Por esses dias li uma newsletter que falava sobre como o Twitter teria “quebrado” o YA. Eu me lembrei desse texto enquanto ia seguindo o rastilho de pólvora das polêmicas de que tratei na crônica de hoje. Especialmente sobre o que a Nicole falou de “relacionamento parasocial”, desumanização do autor e colapso do contexto. O artigo é grande, mas vale a pena lê-lo até o fim.
E já que tratamos de toda a polêmica sobre o uso de linguagem preconceituosa, vale dar uma olhada no Writing With Color, que centraliza uma série de recursos - guias, conselhos, recomendações de leituras - para autores escrevendo personagens diversos em raça, etnia e religião.

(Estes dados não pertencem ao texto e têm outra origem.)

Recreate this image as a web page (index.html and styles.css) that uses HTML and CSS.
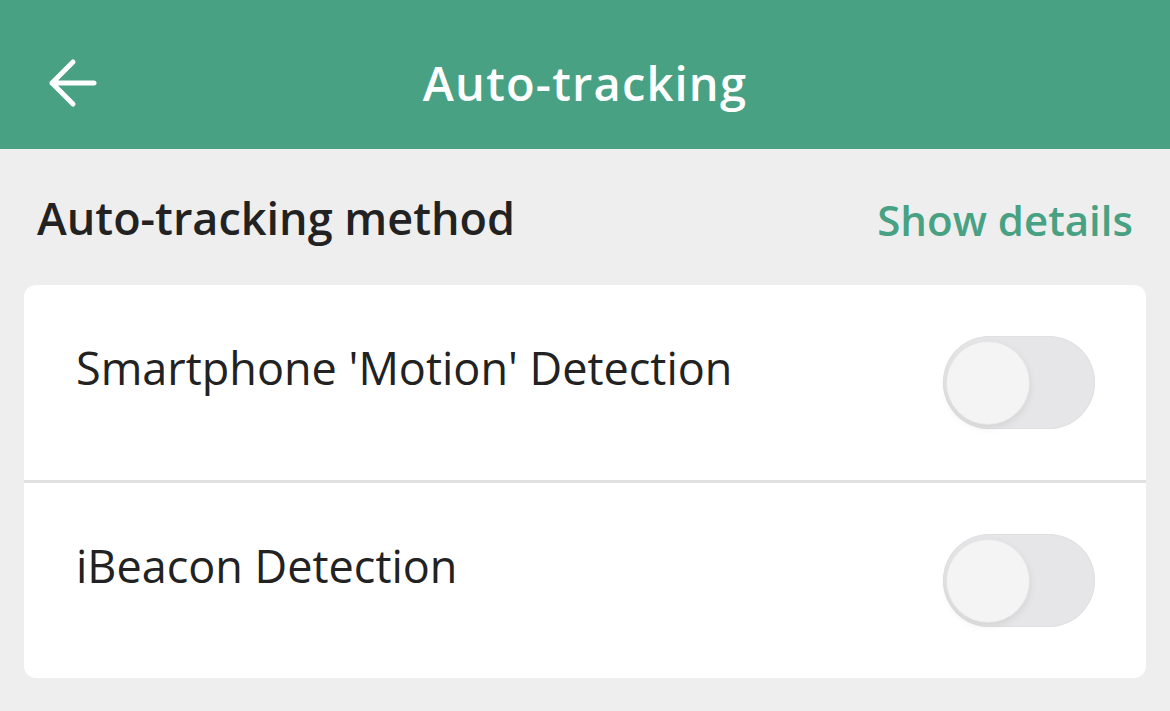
FILE: index.html
```html
<!DOCTYPE html>
<html>
<head>
<meta charset="utf-8">
<link rel="stylesheet" href="styles.css">
</head>
<body>
<header class="topbar">
  <button class="back" aria-label="Back">
    <svg width="50" height="50" viewBox="0 0 50 50"><path d="M46 25H4M25 4L4 25l21 21" fill="none" stroke="#fff" stroke-width="5" stroke-linecap="round" stroke-linejoin="round"/></svg>
  </button>
  <h1 class="title">Auto-tracking</h1>
</header>
<main class="content">
  <div class="section-head">
    <h2 class="section-title">Auto-tracking method</h2>
    <a class="details">Show details</a>
  </div>
  <div class="card">
    <div class="row">
      <span class="label">Smartphone 'Motion' Detection</span>
      <span class="toggle"><span class="knob"></span></span>
    </div>
    <div class="row">
      <span class="label">iBeacon Detection</span>
      <span class="toggle"><span class="knob"></span></span>
    </div>
  </div>
</main>
</body>
</html>
```
FILE: styles.css
```css
* { box-sizing: border-box; }
html, body { margin: 0; padding: 0; }
body {
  width: 1170px;
  height: 711px;
  overflow: hidden;
  background: #eeeeee;
  font-family: "Open Sans", "Noto Sans", sans-serif;
  color: #222222;
}
.topbar {
  position: relative;
  height: 149px;
  background: #48a182;
  display: flex;
  align-items: center;
  justify-content: center;
}
.back {
  position: absolute;
  left: 48px;
  top: 58px;
  width: 50px;
  height: 50px;
  padding: 0;
  border: 0;
  background: none;
  display: flex;
}
.title {
  margin: 0;
  color: #fff;
  font-size: 47px;
  font-weight: 600;
  letter-spacing: 1.2px;
  line-height: 1;
  padding-top: 18px;
}
.content {
  padding: 0 24px;
}
.section-head {
  display: flex;
  justify-content: space-between;
  align-items: center;
  height: 136px;
  padding: 0 13px 0 13px;
}
.section-title {
  margin: 0;
  font-size: 45px;
  font-weight: 600;
  color: #222;
}
.details {
  font-size: 42px;
  font-weight: 600;
  color: #48a182;
  margin-top: 4px;
}
.card {
  background: #fff;
  border-radius: 12px;
  overflow: hidden;
}
.row {
  height: 195px;
  display: flex;
  align-items: center;
  justify-content: space-between;
  padding: 0 51px 0 52px;
}
.row + .row {
  border-top: 3px solid #e1e1e1;
  height: 198px;
}
.label {
  font-size: 45px;
  font-weight: 400;
  color: #222;
  margin-top: -30px;
}
.toggle {
  position: relative;
  width: 152px;
  height: 93px;
  border-radius: 47px;
  background: #e6e6e8;
  box-shadow: inset 0 0 0 1px #e0e0e2;
}
.knob {
  position: absolute;
  left: 4px;
  top: 6px;
  width: 82px;
  height: 82px;
  border-radius: 50%;
  background: #f4f4f4;
  box-shadow: 0 0 0 1px #e6e6e6, 0 3px 8px rgba(0,0,0,0.10);
}
```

Dez anos após publicar uma lista dos 100 Melhores Livros da Fantasia e Ficção Científica de Todos os Tempos, o pessoal do site NPR abriu uma nova votação para que os leitores escolhessem os 50 Melhores Títulos de Fantasia e Ficção Científica da Última Década. Entre uma e outra, houve um ganho enorme de representatividade. Para quem gosta de listas, essa está imperdível (e tem várias outras em diferentes gêneros literários por lá).
E este vale a reflexão: uma corte australiana determinou que uma Inteligência Artificial pode ser uma inventora - em outras palavras, uma IA pode patentear invenções. Fez-me lembrar da leitura de O Humano Mais Humano de Brian Christian, que é um livro absolutamente fantástico sobre os avanços da inteligência artificial e seu lugar na sociedade. Recomendo fortemente! (talvez até mereça uma releitura para ser resenhado no blog…)
Previsão do Tempo para Hoje. Estamos num dia de humor ferino aqui, então vamos com o filósofo dinamarquês Søren Kierkegaard, no ensaio Diapsalmata:
"As pessoas exigem liberdade de expressão como uma compensação pela liberdade de pensamento que elas raramente usam."